Mirena and Jadelle are two types of common contraception methods that work differently. You can find out more about these contraceptives below. If you’re considering either of these methods, make an appointment with your GP to discuss the best option for you.


A Mirena is more effective than copper intrauterine devices (IUD’s) or oral contraceptives like the pill. In the treatment of excessive menstrual bleeding, it causes reduction within three months after insertion and some users don’t menstruate at all. The Mirena offers protection against pregnancy for five to eight years, after which the IUD must be removed. A Mirena can be removed at any time by your GP at Dee Street Medical Centre. Removal is usually quick and painless.

If you are wanting to look into the Mirena as an option for contraception, please book in with your GP to discuss as there are some cases in which Mirena should not be used. 

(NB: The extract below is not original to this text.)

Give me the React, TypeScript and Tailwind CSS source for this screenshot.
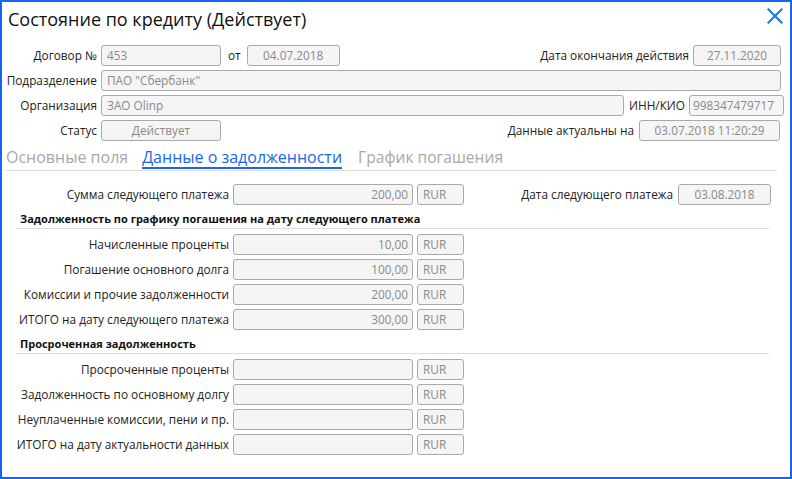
import React from 'react';

const font = { fontFamily: '"Open Sans", "Noto Sans", sans-serif' };

const Field: React.FC<{ value?: string; className?: string; align?: 'left' | 'center' | 'right' }> = ({
  value = '',
  className = '',
  align = 'left',
}) => {
  const alignCls = align === 'center' ? 'justify-center' : align === 'right' ? 'justify-end pr-[4px]' : 'justify-start pl-[5px]';
  return (
    <div
      className={`h-[21px] flex items-center rounded-[3px] border border-[#a9a9a9] bg-[#f5f5f5] text-[11.8px] text-[#8a8a8a] whitespace-nowrap overflow-hidden ${alignCls} ${className}`}
    >
      {value}
    </div>
  );
};

const Label: React.FC<{ children: React.ReactNode; className?: string }> = ({ children, className = '' }) => (
  <div className={`text-[11.8px] text-[#222] text-right whitespace-nowrap ${className}`}>{children}</div>
);

const AmountRow: React.FC<{ label: string; value?: string }> = ({ label, value }) => (
  <div className="flex items-center h-[21px]">
    <Label className="w-[227px]">{label}</Label>
    <Field value={value} align="right" className="ml-[4px] w-[180px]" />
    <Field value="RUR" className="ml-[4px] w-[47px]" />
  </div>
);

const SectionHeader: React.FC<{ title: string }> = ({ title }) => (
  <div className="mt-[7px] ml-[14px] w-[753px] border-b border-[#dcdcdc] pl-[4px] pb-[2px]">
    <div className="text-[11px] leading-[14px] font-bold text-[#111]">{title}</div>
  </div>
);

const App: React.FC = () => {
  const overdue = [
    'Просроченные проценты',
    'Задолженность по основному долгу',
    'Неуплаченные комиссии, пени и пр.',
    'ИТОГО на дату актуальности данных',
  ];

  return (
    <div style={font} className="w-[792px] h-[479px] bg-white border-2 border-[#1466f0] flex flex-col">
      {/* Title */}
      <div className="flex items-start justify-between pl-[6px] pr-[7px] pt-[5px] mb-[14px]">
        <h1 className="text-[18px] leading-[24px] text-[#111]">Состояние по кредиту (Действует)</h1>
        <svg width="16" height="16" viewBox="0 0 16 16" className="mt-[1px]">
          <path d="M1.5 1.5 L14.5 14.5 M14.5 1.5 L1.5 14.5" stroke="#1f7ae6" strokeWidth="2.2" strokeLinecap="square" />
        </svg>
      </div>

      {/* Header fields */}
      <div className="flex flex-col gap-[4px]">
        <div className="flex items-center h-[21px] pr-[9px]">
          <Label className="w-[95px]">Договор №</Label>
          <Field value="453" className="ml-[4px] w-[120px]" />
          <Label className="ml-[7px]">от</Label>
          <Field value="04.07.2018" align="center" className="ml-[6px] w-[93px]" />
          <div className="flex-1" />
          <Label>Дата окончания действия</Label>
          <Field value="27.11.2020" align="center" className="ml-[4px] w-[88px]" />
        </div>
        <div className="flex items-center h-[21px] pr-[9px]">
          <Label className="w-[95px]">Подразделение</Label>
          <Field value='ПАО "Сбербанк"' className="ml-[4px] flex-1" />
        </div>
        <div className="flex items-center h-[21px] pr-[6px]">
          <Label className="w-[95px]">Организация</Label>
          <Field value="ЗАО Olinp" className="ml-[4px] flex-1" />
          <Label className="ml-[5px]">ИНН/КИО</Label>
          <Field value="998347479717" className="ml-[4px] w-[95px] !pl-[3px]" />
        </div>
        <div className="flex items-center h-[21px] pr-[10px]">
          <Label className="w-[95px]">Статус</Label>
          <Field value="Действует" align="center" className="ml-[4px] w-[120px]" />
          <div className="flex-1" />
          <Label>Данные актуальны на</Label>
          <Field value="03.07.2018 11:20:29" align="center" className="ml-[5px] w-[141px]" />
        </div>
      </div>

      {/* Tabs */}
      <div className="mt-[6px] ml-[4px] mr-[13px] h-[24px] flex items-start gap-[14px] border-b border-[#dcdcdc] text-[16px] leading-[20px]">
        <div className="text-[#a8a8a8]">Основные поля</div>
        <div className="text-[#1a66e8] border-b-2 border-[#1a66e8]">Данные о задолженности</div>
        <div className="text-[#a8a8a8] text-[15.6px] ml-[2px]">График погашения</div>
      </div>

      {/* Next payment */}
      <div className="mt-[13px] flex items-center h-[21px] pr-[19px]">
        <AmountRow label="Сумма следующего платежа" value="200,00" />
        <div className="flex-1" />
        <Label>Дата следующего платежа</Label>
        <Field value="03.08.2018" align="center" className="ml-[5px] w-[93px]" />
      </div>

      <SectionHeader title="Задолженность по графику погашения на дату следующего платежа" />
      <div className="mt-[5px] flex flex-col gap-[4px]">
        <AmountRow label="Начисленные проценты" value="10,00" />
        <AmountRow label="Погашение основного долга" value="100,00" />
        <AmountRow label="Комиссии и прочие задолженности" value="200,00" />
        <AmountRow label="ИТОГО на дату следующего платежа" value="300,00" />
      </div>

      <SectionHeader title="Просроченная задолженность" />
      <div className="mt-[5px] flex flex-col gap-[4px]">
        {overdue.map((label) => (
          <AmountRow key={label} label={label} />
        ))}
      </div>
    </div>
  );
};

export default App;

A Jadelle is a contraceptive implant, used to prevent pregnancy. The implants contain a synthetic hormone, levonorgestrel, which is also one of the active ingredients used in many oral contraceptives. Jadelle prevents pregnancy through a combination of mechanisms. The most important of these are inhibition of the egg release by stopping it maturing and changing the cervical mucus consistency, making it more difficult for sperm to reach the egg. When Jadelle implants are removed, your fertility will resume. Jadelle is inserted just beneath the skin on the inside of your upper arm and is performed by your doctor.

The insertion of the Jadelle will be completed by your healthcare provider. The insertion involves a local anaesthetic, with two small rods being placed just under the skin. There may be some discolouration, bruising or swelling at the implant site for a few days after the insertion, but these should not interfere with your normal activities.

If you are interested in transitioning to the Jadelle as your form of contraception, please book an appointment with your GP to see if this is the right decision for you.

HPV Screening

Cervical cancer is caused by certain types of the HPV, and it is one of the most preventable cancers.

From September 2023, the main test for cervical screening has changed to a human papillomavirus (HPV) test. This test replaces a cervical smear test for most people. This means for most people, a simple vaginal swab can be taken and tested for HPV. The swab can be done by a nurse, a doctor, or you can choose to take the sample yourself.

If you’re aged between 25 and 69, and you have a cervix, you need to have an HPV screen at least every five years.

More information

Regular screening is important to reduce your risk of developing cervical cancer. If HPV is found in your sample, it doesn’t mean you have cervical cancer. Most HPV infections resolve on their own. If the virus is found, you will be reviewed to see if there are any cell changes on your cervix.

Free HPV and cervical screening is available to eligible patients. Please speak to your doctor or nurse to see if this is the right test for you. 


The term menopause is commonly used to describe the years when a woman’s ovaries gradually begin to produce fewer eggs and less of the female hormones oestrogen and progesterone. It is generally considered to be complete when a woman has not had a period for one year.

This reduction in hormone production prior to menopause causes periods to become less regular until they stop altogether, and produces physical and psychological symptoms in some women. Our doctors can provide support and advice on menopause, and talk you through your options.